_Problem statement_: Filter this material down to the lines that hold "screenshot", copying each one.
**** Data for processing
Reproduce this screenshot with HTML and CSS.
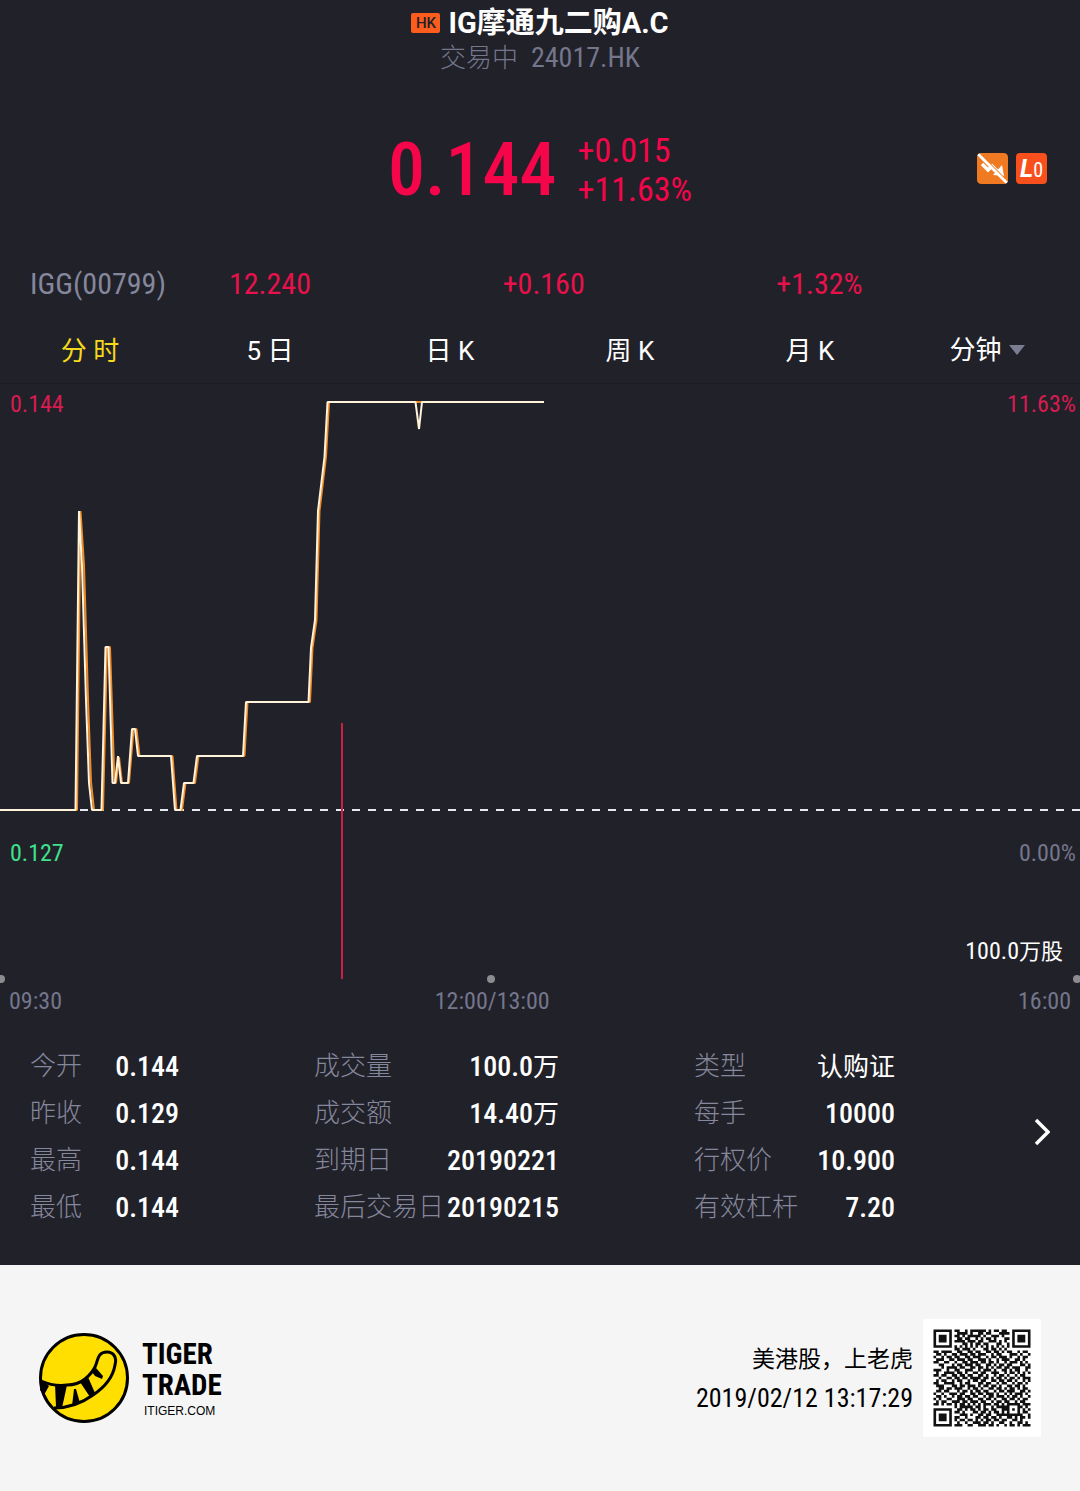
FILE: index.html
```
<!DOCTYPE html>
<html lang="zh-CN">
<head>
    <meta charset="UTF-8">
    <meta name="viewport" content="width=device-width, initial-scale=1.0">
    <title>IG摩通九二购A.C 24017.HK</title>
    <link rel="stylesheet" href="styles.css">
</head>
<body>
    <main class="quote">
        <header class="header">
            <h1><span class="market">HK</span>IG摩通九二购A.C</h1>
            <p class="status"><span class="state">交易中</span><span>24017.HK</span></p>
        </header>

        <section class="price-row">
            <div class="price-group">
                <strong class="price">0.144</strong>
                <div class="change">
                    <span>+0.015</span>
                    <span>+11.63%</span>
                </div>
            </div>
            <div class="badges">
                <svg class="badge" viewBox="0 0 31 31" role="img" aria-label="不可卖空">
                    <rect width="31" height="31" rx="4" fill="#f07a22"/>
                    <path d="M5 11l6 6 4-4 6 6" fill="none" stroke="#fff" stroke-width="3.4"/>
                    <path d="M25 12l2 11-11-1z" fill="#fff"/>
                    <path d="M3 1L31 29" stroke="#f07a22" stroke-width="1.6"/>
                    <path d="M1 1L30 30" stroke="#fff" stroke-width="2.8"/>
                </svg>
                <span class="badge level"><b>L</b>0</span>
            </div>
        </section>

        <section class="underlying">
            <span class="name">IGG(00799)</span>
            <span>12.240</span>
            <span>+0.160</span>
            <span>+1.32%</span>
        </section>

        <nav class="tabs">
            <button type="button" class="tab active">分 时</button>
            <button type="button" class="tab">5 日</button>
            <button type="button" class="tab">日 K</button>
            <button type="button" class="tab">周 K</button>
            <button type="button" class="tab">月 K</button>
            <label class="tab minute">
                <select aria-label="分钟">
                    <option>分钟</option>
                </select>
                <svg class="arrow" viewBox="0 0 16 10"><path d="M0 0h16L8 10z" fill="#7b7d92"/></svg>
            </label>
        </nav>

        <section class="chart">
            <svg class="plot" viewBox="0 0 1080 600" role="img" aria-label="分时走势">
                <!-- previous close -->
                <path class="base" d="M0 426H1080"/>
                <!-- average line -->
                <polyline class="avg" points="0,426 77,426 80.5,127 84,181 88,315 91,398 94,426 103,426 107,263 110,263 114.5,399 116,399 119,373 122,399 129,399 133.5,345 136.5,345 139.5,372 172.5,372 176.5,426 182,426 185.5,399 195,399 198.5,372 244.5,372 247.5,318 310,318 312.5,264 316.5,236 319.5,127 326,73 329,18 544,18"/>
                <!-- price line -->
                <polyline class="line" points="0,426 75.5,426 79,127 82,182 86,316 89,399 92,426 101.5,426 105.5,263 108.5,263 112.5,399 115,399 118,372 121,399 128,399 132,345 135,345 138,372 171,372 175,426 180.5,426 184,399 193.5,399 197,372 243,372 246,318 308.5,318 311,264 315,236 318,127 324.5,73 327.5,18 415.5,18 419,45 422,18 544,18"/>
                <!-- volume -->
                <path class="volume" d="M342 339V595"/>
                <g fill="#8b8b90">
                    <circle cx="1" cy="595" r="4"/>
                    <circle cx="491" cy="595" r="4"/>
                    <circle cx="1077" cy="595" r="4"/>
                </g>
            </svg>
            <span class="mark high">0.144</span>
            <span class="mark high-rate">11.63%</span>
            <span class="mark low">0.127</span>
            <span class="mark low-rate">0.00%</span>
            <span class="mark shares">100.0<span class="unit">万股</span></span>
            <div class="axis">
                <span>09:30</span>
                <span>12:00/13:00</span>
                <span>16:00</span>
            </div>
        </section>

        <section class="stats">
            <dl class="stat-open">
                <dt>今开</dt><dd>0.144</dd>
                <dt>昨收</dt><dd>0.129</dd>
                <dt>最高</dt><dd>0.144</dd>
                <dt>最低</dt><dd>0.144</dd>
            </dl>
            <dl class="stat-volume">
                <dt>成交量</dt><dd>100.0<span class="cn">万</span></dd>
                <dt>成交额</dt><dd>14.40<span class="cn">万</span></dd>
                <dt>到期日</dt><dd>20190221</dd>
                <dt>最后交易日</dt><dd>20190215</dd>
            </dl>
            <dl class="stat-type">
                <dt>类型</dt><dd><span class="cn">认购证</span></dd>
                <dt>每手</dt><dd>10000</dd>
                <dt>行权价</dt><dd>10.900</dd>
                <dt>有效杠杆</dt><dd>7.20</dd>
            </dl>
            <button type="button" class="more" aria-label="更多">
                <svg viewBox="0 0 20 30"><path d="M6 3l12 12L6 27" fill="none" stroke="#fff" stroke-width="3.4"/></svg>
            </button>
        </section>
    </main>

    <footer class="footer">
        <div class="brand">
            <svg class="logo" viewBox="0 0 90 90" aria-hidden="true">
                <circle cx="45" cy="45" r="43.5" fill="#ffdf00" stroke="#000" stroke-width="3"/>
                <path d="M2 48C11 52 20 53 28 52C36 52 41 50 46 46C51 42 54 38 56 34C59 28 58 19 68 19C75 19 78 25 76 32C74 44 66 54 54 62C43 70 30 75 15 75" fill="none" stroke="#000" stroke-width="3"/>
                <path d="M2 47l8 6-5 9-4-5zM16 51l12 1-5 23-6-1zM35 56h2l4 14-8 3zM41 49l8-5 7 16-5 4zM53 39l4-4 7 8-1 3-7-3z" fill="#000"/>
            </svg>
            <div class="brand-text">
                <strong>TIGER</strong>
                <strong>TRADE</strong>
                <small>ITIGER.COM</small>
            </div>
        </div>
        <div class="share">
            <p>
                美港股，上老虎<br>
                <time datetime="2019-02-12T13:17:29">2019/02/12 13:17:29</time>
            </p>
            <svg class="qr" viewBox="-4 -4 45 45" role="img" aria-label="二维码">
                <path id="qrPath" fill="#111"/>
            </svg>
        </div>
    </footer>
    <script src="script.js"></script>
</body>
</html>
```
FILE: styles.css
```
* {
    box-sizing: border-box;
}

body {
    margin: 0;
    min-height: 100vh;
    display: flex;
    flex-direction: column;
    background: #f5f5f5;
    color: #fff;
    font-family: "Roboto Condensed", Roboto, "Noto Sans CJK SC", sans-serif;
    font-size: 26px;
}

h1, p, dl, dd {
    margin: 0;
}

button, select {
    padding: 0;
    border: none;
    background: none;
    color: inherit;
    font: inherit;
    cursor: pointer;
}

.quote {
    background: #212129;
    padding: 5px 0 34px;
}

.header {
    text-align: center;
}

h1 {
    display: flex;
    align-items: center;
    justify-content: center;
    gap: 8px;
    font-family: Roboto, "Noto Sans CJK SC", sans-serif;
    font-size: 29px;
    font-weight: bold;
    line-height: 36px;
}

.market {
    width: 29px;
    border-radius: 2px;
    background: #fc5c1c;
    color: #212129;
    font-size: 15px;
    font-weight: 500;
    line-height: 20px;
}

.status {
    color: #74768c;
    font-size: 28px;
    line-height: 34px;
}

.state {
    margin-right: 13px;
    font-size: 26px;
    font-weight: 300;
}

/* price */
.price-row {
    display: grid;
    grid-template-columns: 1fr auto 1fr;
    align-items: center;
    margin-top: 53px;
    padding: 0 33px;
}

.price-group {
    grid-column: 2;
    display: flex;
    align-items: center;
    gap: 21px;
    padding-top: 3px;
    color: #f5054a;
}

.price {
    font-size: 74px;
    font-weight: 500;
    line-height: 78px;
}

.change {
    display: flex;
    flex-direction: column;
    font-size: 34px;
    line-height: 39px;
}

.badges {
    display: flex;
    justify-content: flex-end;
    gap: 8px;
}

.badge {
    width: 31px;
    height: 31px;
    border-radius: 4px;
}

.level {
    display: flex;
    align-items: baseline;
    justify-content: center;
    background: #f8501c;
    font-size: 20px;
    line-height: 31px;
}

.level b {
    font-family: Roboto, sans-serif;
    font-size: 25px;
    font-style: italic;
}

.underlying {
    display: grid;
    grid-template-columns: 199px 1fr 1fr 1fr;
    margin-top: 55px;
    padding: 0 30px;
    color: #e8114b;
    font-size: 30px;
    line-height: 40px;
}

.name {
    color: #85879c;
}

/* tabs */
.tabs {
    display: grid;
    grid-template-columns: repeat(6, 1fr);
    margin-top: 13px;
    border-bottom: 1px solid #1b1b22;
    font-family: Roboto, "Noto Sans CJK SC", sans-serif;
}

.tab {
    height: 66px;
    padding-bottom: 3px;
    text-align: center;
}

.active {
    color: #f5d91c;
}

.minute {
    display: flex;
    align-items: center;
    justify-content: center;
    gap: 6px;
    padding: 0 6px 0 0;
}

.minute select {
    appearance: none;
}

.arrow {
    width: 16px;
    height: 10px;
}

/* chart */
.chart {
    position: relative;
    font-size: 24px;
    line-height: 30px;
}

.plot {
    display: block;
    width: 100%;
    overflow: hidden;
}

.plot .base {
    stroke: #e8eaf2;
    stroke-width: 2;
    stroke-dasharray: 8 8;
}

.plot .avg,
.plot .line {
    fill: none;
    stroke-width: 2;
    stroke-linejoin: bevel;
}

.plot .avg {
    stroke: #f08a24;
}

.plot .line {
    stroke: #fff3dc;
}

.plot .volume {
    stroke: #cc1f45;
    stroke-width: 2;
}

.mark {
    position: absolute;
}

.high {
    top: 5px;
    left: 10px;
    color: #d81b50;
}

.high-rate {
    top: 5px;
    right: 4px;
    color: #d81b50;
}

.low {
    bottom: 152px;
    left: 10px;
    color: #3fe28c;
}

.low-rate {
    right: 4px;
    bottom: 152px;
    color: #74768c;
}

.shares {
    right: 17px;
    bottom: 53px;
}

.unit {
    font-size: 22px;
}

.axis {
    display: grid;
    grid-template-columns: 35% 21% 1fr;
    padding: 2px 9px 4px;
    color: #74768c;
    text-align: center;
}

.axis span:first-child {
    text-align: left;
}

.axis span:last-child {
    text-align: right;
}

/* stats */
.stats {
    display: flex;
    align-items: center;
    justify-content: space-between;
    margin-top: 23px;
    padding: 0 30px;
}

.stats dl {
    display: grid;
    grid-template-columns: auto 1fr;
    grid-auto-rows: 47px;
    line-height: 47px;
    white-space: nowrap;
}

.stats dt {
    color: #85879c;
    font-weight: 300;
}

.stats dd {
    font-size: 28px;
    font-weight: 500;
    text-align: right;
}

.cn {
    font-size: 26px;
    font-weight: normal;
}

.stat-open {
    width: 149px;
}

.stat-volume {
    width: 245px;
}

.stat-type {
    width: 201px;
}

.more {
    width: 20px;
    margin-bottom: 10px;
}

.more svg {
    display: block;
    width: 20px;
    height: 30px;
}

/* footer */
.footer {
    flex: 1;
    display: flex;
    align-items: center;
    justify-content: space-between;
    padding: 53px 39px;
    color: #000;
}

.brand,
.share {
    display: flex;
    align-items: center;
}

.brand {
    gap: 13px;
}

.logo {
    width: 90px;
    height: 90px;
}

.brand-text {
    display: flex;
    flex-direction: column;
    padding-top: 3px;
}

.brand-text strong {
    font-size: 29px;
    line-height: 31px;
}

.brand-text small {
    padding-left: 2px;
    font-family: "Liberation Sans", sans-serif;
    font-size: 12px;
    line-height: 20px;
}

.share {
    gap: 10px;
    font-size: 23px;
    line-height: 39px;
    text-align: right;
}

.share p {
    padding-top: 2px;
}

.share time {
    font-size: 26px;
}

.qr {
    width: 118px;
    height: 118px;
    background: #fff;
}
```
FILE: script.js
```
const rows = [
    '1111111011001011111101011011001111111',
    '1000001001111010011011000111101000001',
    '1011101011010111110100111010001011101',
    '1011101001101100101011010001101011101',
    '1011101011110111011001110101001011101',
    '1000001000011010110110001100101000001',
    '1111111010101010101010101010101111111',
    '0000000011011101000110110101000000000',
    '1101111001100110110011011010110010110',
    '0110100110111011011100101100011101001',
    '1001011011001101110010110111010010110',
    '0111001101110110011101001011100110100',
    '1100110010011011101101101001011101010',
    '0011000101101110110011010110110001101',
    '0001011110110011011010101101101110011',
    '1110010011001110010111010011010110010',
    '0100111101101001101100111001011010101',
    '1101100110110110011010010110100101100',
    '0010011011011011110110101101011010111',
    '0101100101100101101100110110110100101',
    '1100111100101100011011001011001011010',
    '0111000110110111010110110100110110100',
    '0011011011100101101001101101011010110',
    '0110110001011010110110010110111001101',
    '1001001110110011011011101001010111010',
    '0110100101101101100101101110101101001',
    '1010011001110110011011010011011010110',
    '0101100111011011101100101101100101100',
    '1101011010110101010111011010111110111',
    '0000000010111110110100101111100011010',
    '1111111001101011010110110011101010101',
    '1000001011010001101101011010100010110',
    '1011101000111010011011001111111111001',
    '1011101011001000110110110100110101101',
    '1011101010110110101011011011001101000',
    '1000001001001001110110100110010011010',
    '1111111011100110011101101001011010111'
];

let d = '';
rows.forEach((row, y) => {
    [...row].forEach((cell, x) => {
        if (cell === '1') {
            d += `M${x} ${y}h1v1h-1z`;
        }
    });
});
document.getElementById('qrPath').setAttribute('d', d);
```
********
**** Data for processing
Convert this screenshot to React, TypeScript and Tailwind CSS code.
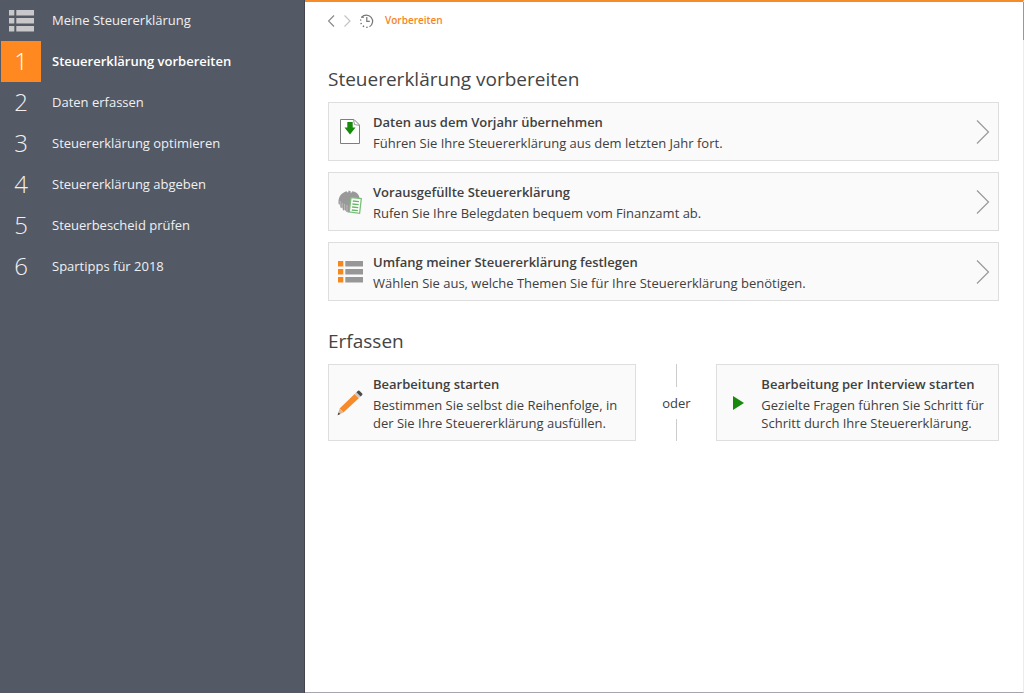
********
_Task response_:
Reproduce this screenshot with HTML and CSS.
Convert this screenshot to React, TypeScript and Tailwind CSS code.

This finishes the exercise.